Para distinguir lei de evangelho, é preciso saber como se diferenciam.


Walther observa que lei e evangelho se diferenciam de seis maneiras. Primeiro, a lei difere do evangelho pela forma em que é revelada. A lei está inscrita no coração humano, e, mesmo que seja embotada pelo pecado, a consciência testemunha sua verdade (Romanos 2.14-15). "Os Dez Mandamentos foram dados unicamente com o propósito de ressaltar em letras maiúsculas o obscurecido manuscrito da Lei original que havia sido escrito no coração da humanidade" (Walther). É por essa razão que os ensinamentos morais das religiões não cristãs são essencialmente os mesmos encontrados na Bíblia.


No entanto, é diferente com o evangelho, que nunca pode ser conhecido a partir da consciência. Não é uma palavra de dentro do coração; vem de fora, vem somente de Cristo. "Todas as religiões contêm partes da Lei. Na verdade, alguns pagãos, através de seu conhecimento da Lei, avançaram tanto a ponto de perceber que suas almas necessitam ser limpas, que seus pensamentos e desejos necessitam ser purificados. Mas somente na religião cristã você encontrará o Evangelho” (Walther). O fato que a humanidade é alienada de Deus e necessita de limpeza e reconciliação é tema comum a muitos sistemas de crenças.


Somente o cristianismo ensina que o Próprio Deus justifica o descrente. Poderia até ser dito que há uma revelação da lei de Deus, por mais distorcida ou ofuscada que seja, em outras religiões, mas não há salvação em nenhuma dessas religiões porque nenhuma delas tem Cristo e seu evangelho. Nesse sentido, poderíamos concordar com Carl Braaten que a "distinção categórica entre revelação e salvação é fundamental para a construção de uma teologia cristã das religiões biblicamente embasada". Uma coisa é dizer que Deus revela a si mesmo; coisa bem diferente é dizer que ele nos deu o evangelho da salvação em Cristo. "Onde o Evangelho 'não é proclamado, ali Cristo não está presente"' (Lutero). Sem o evangelho, não há fé em Cristo, e, sem Cristo, não há salvação do pecado, da morte e do diabo.


Em segundo lugar, a lei é distinta do evangelho no que diz respeito ao conteúdo. A lei somente pode fazer exigências. Ela nos diz o que devemos fazer, mas é impotente para nos redimir de suas exigências (Gálatas 3.12-14). Como Werner Elert escreve: "A Lei mostra ao homem o que ele deve fazer, não o que ele pode fazer'". A lei fala de nossas obras, sempre mostrando que até as melhores delas estão contaminadas com as impressões digitais de nosso pecado e são insuficientes para a nossa salvação.

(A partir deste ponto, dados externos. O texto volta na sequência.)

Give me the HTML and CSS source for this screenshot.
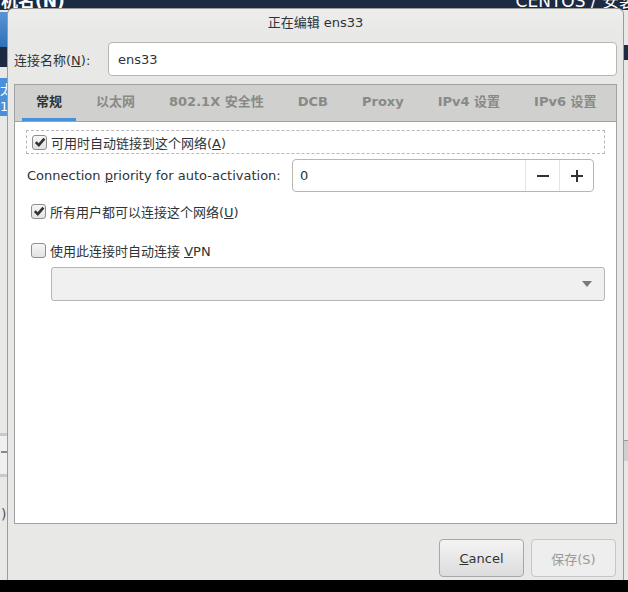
FILE: index.html
```html
<!DOCTYPE html>
<html lang="zh">
<head>
    <meta charset="UTF-8">
    <title>正在编辑 ens33</title>
    <link rel="stylesheet" href="styles.css">
</head>
<body>
    <div class="desktop">
        <div class="topbar">
            <span class="host-label">机名(N)</span>
            <span class="os-label">CENTOS / 安装</span>
        </div>
        <div class="backdrop">
            <div class="side-left">
                <div class="sl-blue"></div>
                <div class="sl-navy"></div>
                <div class="sl-gap"></div>
                <div class="sl-sel">太<br>1</div>
                <div class="sl-fill"></div>
                <div class="sl-box"><span class="sl-dash"></span></div>
                <div class="sl-rest">)</div>
            </div>
            <div class="side-right">
                <div class="sr-gap"></div>
                <div class="sr-navy"></div>
                <div class="sr-fill"></div>
                <div class="sr-line"></div>
                <div class="sr-rest"></div>
            </div>
        </div>
        <div class="bottombar"></div>

        <div class="dialog">
            <div class="dialog-title">正在编辑 ens33</div>

            <div class="name-row">
                <label for="conName">连接名称(<u>N</u>):</label>
                <input type="text" id="conName" class="name-input" value="ens33">
            </div>

            <div class="notebook">
                <div class="tabs">
                    <span class="tab active">常规</span>
                    <span class="tab">以太网</span>
                    <span class="tab">802.1X 安全性</span>
                    <span class="tab">DCB</span>
                    <span class="tab">Proxy</span>
                    <span class="tab">IPv4 设置</span>
                    <span class="tab">IPv6 设置</span>
                </div>
                <div class="page">
                    <div class="check-row focused">
                        <span class="checkbox checked">
                            <svg width="12" height="12" viewBox="0 0 12 12"><path d="M1.8 6.2 L4.8 9.2 L10.4 2.6" fill="none" stroke="#2e3436" stroke-width="2.6"/></svg>
                        </span>
                        <span>可用时自动链接到这个网络(<u>A</u>)</span>
                    </div>

                    <div class="priority-row">
                        <span>Connection <u>p</u>riority for auto-activation:</span>
                        <div class="spin">
                            <span class="spin-value">0</span>
                            <span class="spin-btn">
                                <svg width="12" height="12" viewBox="0 0 12 12"><rect x="0" y="5" width="12" height="2" fill="#2e3436"/></svg>
                            </span>
                            <span class="spin-btn">
                                <svg width="12" height="12" viewBox="0 0 12 12"><rect x="0" y="5" width="12" height="2" fill="#2e3436"/><rect x="5" y="0" width="2" height="12" fill="#2e3436"/></svg>
                            </span>
                        </div>
                    </div>

                    <div class="check-row">
                        <span class="checkbox checked">
                            <svg width="12" height="12" viewBox="0 0 12 12"><path d="M1.8 6.2 L4.8 9.2 L10.4 2.6" fill="none" stroke="#2e3436" stroke-width="2.6"/></svg>
                        </span>
                        <span>所有用户都可以连接这个网络(<u>U</u>)</span>
                    </div>

                    <div class="check-row vpn-row">
                        <span class="checkbox"></span>
                        <span>使用此连接时自动连接 <u>V</u>PN</span>
                    </div>

                    <div class="combo">
                        <svg width="10" height="6" viewBox="0 0 10 6"><path d="M0 0 H10 L5 6 Z" fill="#7a7a7a"/></svg>
                    </div>
                </div>
            </div>

            <div class="button-row">
                <button class="btn"><u>C</u>ancel</button>
                <button class="btn" disabled>保存(S)</button>
            </div>
        </div>
    </div>
</body>
</html>
```

FILE: styles.css
```css
body {
    margin: 0;
    padding: 0;
    font-family: "DejaVu Sans", "Noto Sans CJK SC", sans-serif;
    font-size: 13px;
    color: #2e3436;
}

.desktop {
    position: relative;
    width: 628px;
    height: 592px;
    overflow: hidden;
    background-color: #e8e8e7;
    display: flex;
    flex-direction: column;
}

/* installer window behind the dialog */
.topbar {
    height: 10px;
    flex: none;
    background-color: #1c2a42;
    color: #ffffff;
    display: flex;
    justify-content: space-between;
    overflow: hidden;
    font-size: 17px;
    line-height: 10px;
}

.host-label {
    margin-left: 1px;
    margin-top: -4px;
    font-weight: bold;
}

.os-label {
    margin-right: -8px;
    margin-top: -4px;
}

.backdrop {
    flex: 1;
    display: flex;
    justify-content: space-between;
}

.bottombar {
    height: 12px;
    flex: none;
    background-color: #000000;
}

.side-left {
    width: 8px;
    display: flex;
    flex-direction: column;
}

.sl-blue {
    height: 35px;
    background: linear-gradient(#5a95d4, #2f70b8);
    border-top: 2px solid #e8e8e7;
}

.sl-navy {
    height: 20px;
    background-color: #1c2a42;
}

.sl-gap {
    height: 11px;
    background-color: #e8e8e7;
}

.sl-sel {
    height: 38px;
    background-color: #4a90d9;
    color: #ffffff;
    font-size: 13px;
    line-height: 17px;
    padding-top: 3px;
    box-sizing: border-box;
    overflow: hidden;
}

.sl-fill {
    height: 317px;
    background-color: #e8e8e7;
}

.sl-box {
    height: 38px;
    background-color: #f0f0f0;
    border-top: 3px solid #c9c9c9;
    border-bottom: 3px solid #c9c9c9;
    position: relative;
}

.sl-dash {
    position: absolute;
    left: 1px;
    top: 15px;
    width: 6px;
    height: 2px;
    background-color: #8a8a8a;
}

.sl-rest {
    flex: 1;
    background-color: #e8e8e7;
    padding-top: 30px;
    font-size: 14px;
    color: #555;
    line-height: 14px;
    text-indent: 1px;
}

.side-right {
    width: 4px;
    display: flex;
    flex-direction: column;
}

.sr-gap {
    height: 35px;
    background-color: #e8e8e7;
}

.sr-navy {
    height: 15px;
    background-color: #1c2a42;
}

.sr-fill {
    height: 380px;
    background-color: #e8e8e7;
}

.sr-line {
    height: 20px;
    background-color: #cfcfcf;
    border-top: 1px solid #9a9a9a;
}

.sr-rest {
    flex: 1;
    background-color: #e8e8e7;
}

/* dialog window */
.dialog {
    position: absolute;
    left: 7px;
    top: 8px;
    width: 617px;
    height: 572px;
    box-sizing: border-box;
    background-color: #e8e8e7;
    border: 1px solid #9c9c9a;
    border-bottom: none;
    border-radius: 6px 6px 0 0;
    display: flex;
    flex-direction: column;
    padding: 0 6px 0 6px;
}

.dialog-title {
    height: 27px;
    line-height: 27px;
    text-align: center;
    background: linear-gradient(#ededec, #e8e8e7);
    margin: 0 -6px;
    border-radius: 6px 6px 0 0;
}

.name-row {
    display: flex;
    align-items: center;
    margin-top: 6px;
}

.name-row label {
    width: 94px;
    flex: none;
}

.name-input {
    flex: 1;
    height: 34px;
    box-sizing: border-box;
    border: 1px solid #b6b6b3;
    border-radius: 4px;
    padding: 0 9px;
    font-family: inherit;
    font-size: 13px;
    color: #2e3436;
    background-color: #ffffff;
    outline: none;
}

.notebook {
    margin-top: 8px;
    height: 438px;
    border: 1px solid #a1a1a1;
    display: flex;
    flex-direction: column;
    background-color: #ffffff;
}

.tabs {
    height: 36px;
    flex: none;
    background-color: #d0d0cf;
    border-bottom: 1px solid #a1a1a1;
    display: flex;
    padding-left: 7px;
    gap: 6px;
}

.tab {
    padding: 0 14px;
    line-height: 34px;
    font-weight: bold;
    color: #888a85;
    border-bottom: 3px solid transparent;
}

.tab.active {
    color: #2e3436;
    border-bottom-color: #4a90d9;
}

.page {
    flex: 1;
    display: flex;
    flex-direction: column;
    padding: 8px 11px 0 11px;
}

.check-row {
    display: flex;
    align-items: center;
    height: 24px;
    padding-left: 5px;
    gap: 4px;
}

.check-row.focused {
    border: 1px dashed #b8b8b8;
    box-sizing: border-box;
}

.checkbox {
    width: 15px;
    height: 15px;
    box-sizing: border-box;
    border: 1px solid #8e8e8c;
    border-radius: 3px;
    background: linear-gradient(#f6f6f6, #e2e2e2);
    display: flex;
    align-items: center;
    justify-content: center;
}

.priority-row {
    display: flex;
    align-items: center;
    margin-top: 5px;
    margin-bottom: 7px;
}

.priority-row > span {
    width: 265px;
    flex: none;
    padding-left: 1px;
}

.spin {
    width: 302px;
    height: 33px;
    box-sizing: border-box;
    border: 1px solid #b6b6b3;
    border-radius: 4px;
    display: flex;
    background-color: #ffffff;
}

.spin-value {
    flex: 1;
    line-height: 31px;
    padding-left: 7px;
}

.spin-btn {
    width: 33px;
    border-left: 1px solid #e4e4e4;
    display: flex;
    align-items: center;
    justify-content: center;
}

.vpn-row {
    margin-top: 15px;
}

.combo {
    margin: 5px 0 0 25px;
    height: 34px;
    box-sizing: border-box;
    border: 1px solid #b6b6b3;
    border-radius: 3px;
    background-color: #f0f0f0;
    display: flex;
    align-items: center;
    justify-content: flex-end;
    padding-right: 12px;
}

.button-row {
    display: flex;
    justify-content: flex-end;
    gap: 7px;
    margin-top: 15px;
    padding-right: 1px;
}

.btn {
    width: 85px;
    height: 38px;
    border: 1px solid #a8a8a6;
    border-radius: 4px;
    background: linear-gradient(#f4f4f4, #dcdcdc);
    font-family: inherit;
    font-size: 13px;
    color: #2e3436;
}

.btn:disabled {
    background: #eeeeee;
    border-color: #c6c6c4;
    color: #9a9a98;
}
```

A palavra “evangelho” não contém exigências, mas somente a dádiva da graça e verdade de Deus em Cristo. Não tem nada a dizer a respeito de obras de realização humana e tem tudo a dizer sobre a misericórdia de Deus para com os pecadores. "A Lei nos diz o que devemos fazer; o Evangelho não contém esse tipo de instrução. Ao invés disso, o Evangelho nos revela somente o que Deus está fazendo. A Lei fala de nossas obras, enquanto o Evangelho fala das grandiosas obras de Deus” (Walther).